Per capita income grows, slowly
KATHMANDU, JUL 15 -
In a mix of good news and bad news about the country’s economy this fiscal, the per capita income of a Nepali stands at $742, while the growth rate in the income is the slowest in the last three years.
The Economic Survey 2011-12 released on Saturday shows that after two years of impressive growth, the country’s per capita income increased by only $26, an increment of just 3 percent as compared to last year.
The last two fiscal years (2009-10 & 2010-11) had witnessed a remarkable growth in the per capita income, with each year seeing a growth over to $ 100. The per capita income in the fiscal year 2009-10 had increased by $113 and by $101 in the year 2010-11.
“The per capita income has been growing due to the growth in remittance and increased agriculture production,” said Dipendra Bahadur Kshetry, the vice-chairman of the National Planning Commission (NPC). “However, a quantum jump seen in the per capita income in the last two fiscal years did not happen this year due to the weak industrial sector.”
Thanks to impressive performance of the agriculture sector, the gross domestic product (GDP) stood at 4.6 percent, a three-year high. The GDP growth was 3.8 percent in 2010-11 and 4.3 percent in 2009-10.

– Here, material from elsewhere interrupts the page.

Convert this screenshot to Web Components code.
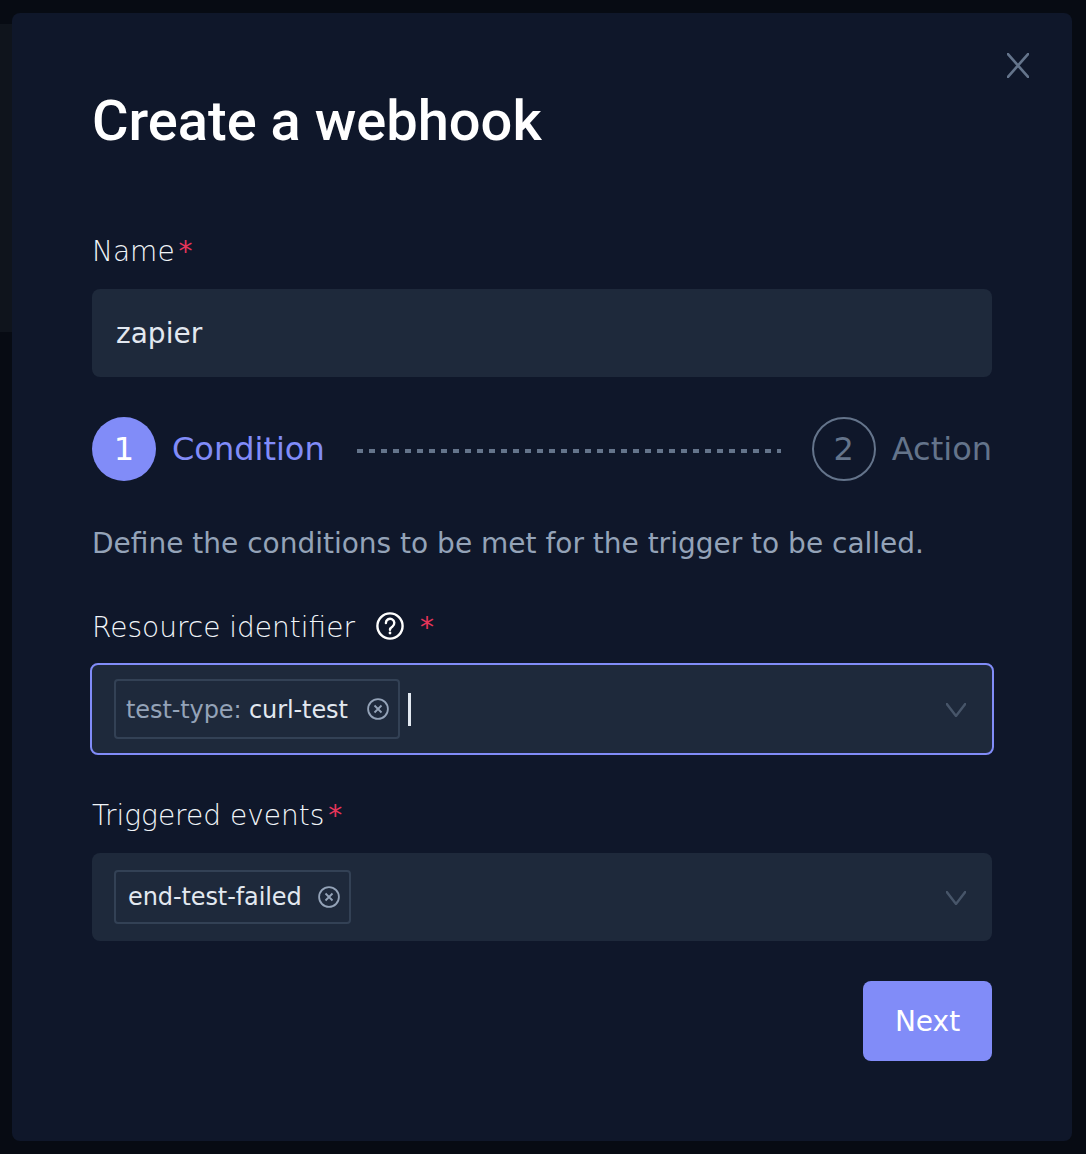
<!DOCTYPE html>
<html>
<head>
<meta charset="utf-8">
<title>Create a webhook</title>
<style>
  html, body { margin: 0; height: 100%; background: #070b13; }
</style>
</head>
<body>
<webhook-modal>
  <form-field label="Name">
    <text-box value="zapier"></text-box>
  </form-field>
  <step-bar></step-bar>
  <step-hint>Define the conditions to be met for the trigger to be called.</step-hint>
  <form-field label="Resource identifier" help>
    <tag-select focused>
      <tag-chip key="test-type:" value="curl-test"></tag-chip>
    </tag-select>
  </form-field>
  <form-field label="Triggered events">
    <tag-select>
      <tag-chip value="end-test-failed"></tag-chip>
    </tag-select>
  </form-field>
</webhook-modal>

<script>
const FONT = '"DejaVu Sans", sans-serif';

class WebhookModal extends HTMLElement {
  constructor() {
    super();
    const shadowRoot = this.attachShadow({ mode: 'open' });
    shadowRoot.innerHTML = `
      <style>
        :host {
          display: block;
          position: relative;
          box-sizing: border-box;
          height: 1154px;
          padding: 13px 14px 13px 12px;
          font-family: ${FONT};
        }
        .behind {
          position: absolute;
          left: 0;
          top: 24px;
          width: 12px;
          height: 308px;
          background: #0f141c;
        }
        .dialog {
          position: relative;
          box-sizing: border-box;
          height: 1128px;
          padding: 0 80px;
          background: #0f172a;
          border-radius: 8px;
        }
        .close {
          position: absolute;
          top: 40px;
          right: 43px;
          width: 22px;
          height: 25px;
          display: block;
        }
        h1 {
          margin: 0 0 78px;
          padding-top: 76px;
          font: 500 56px/64px Roboto, sans-serif;
          color: #fff;
        }
        .footer {
          display: flex;
          justify-content: flex-end;
        }
        button {
          width: 129px;
          height: 80px;
          border: 0;
          border-radius: 8px;
          background: #818cf8;
          color: #fff;
          font: 400 28px ${FONT};
          padding: 0;
        }
      </style>
      <div class="behind"></div>
      <div class="dialog">
        <svg class="close" viewBox="0 0 22 25" fill="none" stroke="#64748b" stroke-width="2.6">
          <path d="M-2 -2.3 L24 27.3 M24 -2.3 L-2 27.3"></path>
        </svg>
        <h1>Create a webhook</h1>
        <slot></slot>
        <div class="footer"><button>Next</button></div>
      </div>
    `;
  }
}

class FormField extends HTMLElement {
  constructor() {
    super();
    const shadowRoot = this.attachShadow({ mode: 'open' });
    const help = this.hasAttribute('help');
    shadowRoot.innerHTML = `
      <style>
        :host {
          display: block;
          margin-bottom: 40px;
        }
        .label {
          display: flex;
          align-items: center;
          height: 40px;
          margin-bottom: 18px;
          font-size: 28px;
          font-weight: 200;
          color: #f1f5f9;
        }
        .help {
          width: 28px;
          height: 28px;
          margin: -2px 0 0 21px;
        }
        .star {
          margin-left: 4px;
          font-weight: 400;
          color: #e6355a;
        }
        .help + .star {
          margin-left: 16px;
        }
      </style>
      <div class="label">
        <span>${this.getAttribute('label')}</span>
        ${help ? `<svg class="help" viewBox="0 0 28 28" fill="none" stroke="#fff" stroke-width="2.4">
          <circle cx="14" cy="14" r="12.6"></circle>
          <path d="M9.9 11 a4.2 4.2 0 1 1 6.6 3.4 c-1.6 1 -2.5 1.7 -2.5 3.4" stroke-linecap="round"></path>
          <circle cx="14" cy="21" r="1.4" fill="#fff" stroke="none"></circle>
        </svg>` : ''}
        <span class="star">*</span>
      </div>
      <slot></slot>
    `;
  }
}

class TextBox extends HTMLElement {
  constructor() {
    super();
    const shadowRoot = this.attachShadow({ mode: 'open' });
    shadowRoot.innerHTML = `
      <style>
        :host {
          display: flex;
          align-items: center;
          box-sizing: border-box;
          height: 88px;
          padding: 0 24px;
          background: #1e293b;
          border-radius: 8px;
          font-size: 28px;
          color: #e2e8f0;
        }
      </style>
      ${this.getAttribute('value')}
    `;
  }
}

class StepBar extends HTMLElement {
  constructor() {
    super();
    const shadowRoot = this.attachShadow({ mode: 'open' });
    shadowRoot.innerHTML = `
      <style>
        :host {
          display: flex;
          align-items: center;
          margin-bottom: 43px;
          font-size: 32px;
        }
        .dot {
          display: flex;
          align-items: center;
          justify-content: center;
          box-sizing: border-box;
          width: 64px;
          height: 64px;
          border-radius: 50%;
        }
        .on .dot { background: #818cf8; color: #fff; }
        .off .dot { border: 2px solid #64748b; color: #64748b; }
        .step {
          display: flex;
          align-items: center;
          gap: 16px;
        }
        .on { color: #818cf8; }
        .off { color: #64748b; }
        .line {
          flex: 1;
          height: 4px;
          margin: 4px 31px 0 32px;
          background: repeating-linear-gradient(90deg, #64748b 0 6px, transparent 6px 12px);
        }
      </style>
      <div class="step on"><span class="dot">1</span><span>Condition</span></div>
      <div class="line"></div>
      <div class="step off"><span class="dot">2</span><span>Action</span></div>
    `;
  }
}

class StepHint extends HTMLElement {
  constructor() {
    super();
    const shadowRoot = this.attachShadow({ mode: 'open' });
    shadowRoot.innerHTML = `
      <style>
        :host {
          display: block;
          margin-bottom: 43px;
          font-size: 28px;
          line-height: 40px;
          color: #94a3b8;
        }
      </style>
      <slot></slot>
    `;
  }
}

class TagSelect extends HTMLElement {
  constructor() {
    super();
    const shadowRoot = this.attachShadow({ mode: 'open' });
    const focused = this.hasAttribute('focused');
    shadowRoot.innerHTML = `
      <style>
        :host {
          display: flex;
          align-items: center;
          box-sizing: border-box;
          height: 88px;
          padding: 0 26px 0 22px;
          background: #1e293b;
          border-radius: 8px;
        }
        :host([focused]) {
          margin: -2px -2px 0;
          height: 92px;
          border: 2px solid #818cf8;
        }
        .caret {
          width: 3px;
          height: 33px;
          margin-left: 8px;
          background: #e2e8f0;
        }
        .chevron {
          display: block;
          width: 20px;
          height: 14px;
          margin: 2px 0 0 auto;
        }
      </style>
      <slot></slot>
      ${focused ? '<span class="caret"></span>' : ''}
      <svg class="chevron" viewBox="0 0 20 14" fill="none" stroke="#475569" stroke-width="2.4">
        <path d="M-1 -1.4 L10 13 L21 -1.4"></path>
      </svg>
    `;
  }
}

class TagChip extends HTMLElement {
  constructor() {
    super();
    const shadowRoot = this.attachShadow({ mode: 'open' });
    const key = this.getAttribute('key');
    shadowRoot.innerHTML = `
      <style>
        :host {
          display: inline-flex;
          align-items: center;
          box-sizing: border-box;
          height: ${key ? 60 : 54}px;
          padding: 0 9px 0 ${key ? 10 : 12}px;
          border: 2px solid #334155;
          border-radius: 4px;
          font-size: 24px;
          letter-spacing: -0.1px;
          color: #e2e8f0;
          white-space: pre;
        }
        .key { color: #94a3b8; }
        span { margin-top: ${key ? 2 : 0}px; }
        svg {
          width: 22px;
          height: 22px;
          margin-left: ${key ? 19 : 16}px;
        }
      </style>
      ${key ? `<span class="key">${key} </span>` : ''}<span>${this.getAttribute('value')}</span>
      <svg viewBox="0 0 22 22" fill="none" stroke="#94a3b8" stroke-width="1.8">
        <circle cx="11" cy="11" r="9.9"></circle>
        <path d="M7.5 7.5 L14.5 14.5 M14.5 7.5 L7.5 14.5"></path>
      </svg>
    `;
  }
}

customElements.define('webhook-modal', WebhookModal);
customElements.define('form-field', FormField);
customElements.define('text-box', TextBox);
customElements.define('step-bar', StepBar);
customElements.define('step-hint', StepHint);
customElements.define('tag-select', TagSelect);
customElements.define('tag-chip', TagChip);
</script>
</body>
</html>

This fiscal, the agriculture sector grew by 4.93 percent—the best in the last four years. According to the survey, the country’s food production rose by 9.9 percent to reach a record high of 9.45 million tonnes this year.The industrial sector has been hit by unfavourable business environment that has resulted in its meagre growth this year, the lowest in three years.
The survey shows that the industrial sector’s growth has remained 1.2 percent on an average in the last five years. The growth of the sector was 2.9 percent last fiscal and 4.1 percent the previous year “This is a clear indication of little investment and whatever has been invested is not in the productive sector,” said Jagadish Chandra Pokharel, the former vice-chairman of the NPC. “Despite the declaration of the FY 2012-13 as investment year, we failed to attract investment.”
The unfavourable investment climate is also reflected in the decreasing private sector investment. According to the survey, private sector investment, as compared to GDP, has been on a three-year low at 15.3 percent this fiscal. It was 16.3 percent last year (2010-11) and 17.7 percent the previous year. “Without necessary infrastructure like electricity, road and harmonious labour relations, there is hardly any possibility of better investment in the country,” said Kshetry.
Despite this, the economic indicators show some good signs. The savings of Nepalis have gone up, balance of payment (BoP) surplus has reached a record high, foreign exchange reserve has touched a record high, while tourism income and remittance inflow have also gone up significantly. The BoP surplus has reached Rs 1.12 billion as of the first 10 months of the fiscal year, according to Nepal Rastra Bank. The savings against GDP has gone up 10 percent from the 8.6 percent last year, according to the survey. “This is a good indication for the economy,” said Pokharel. “However, it cannot be called good altogether if better saving has been achieved at the cost of investment.”
The survey shows that the government needs to buck up when it comes to infrastructure development against the backdrop of dismal performance in road expansion and hydroelectricity generation.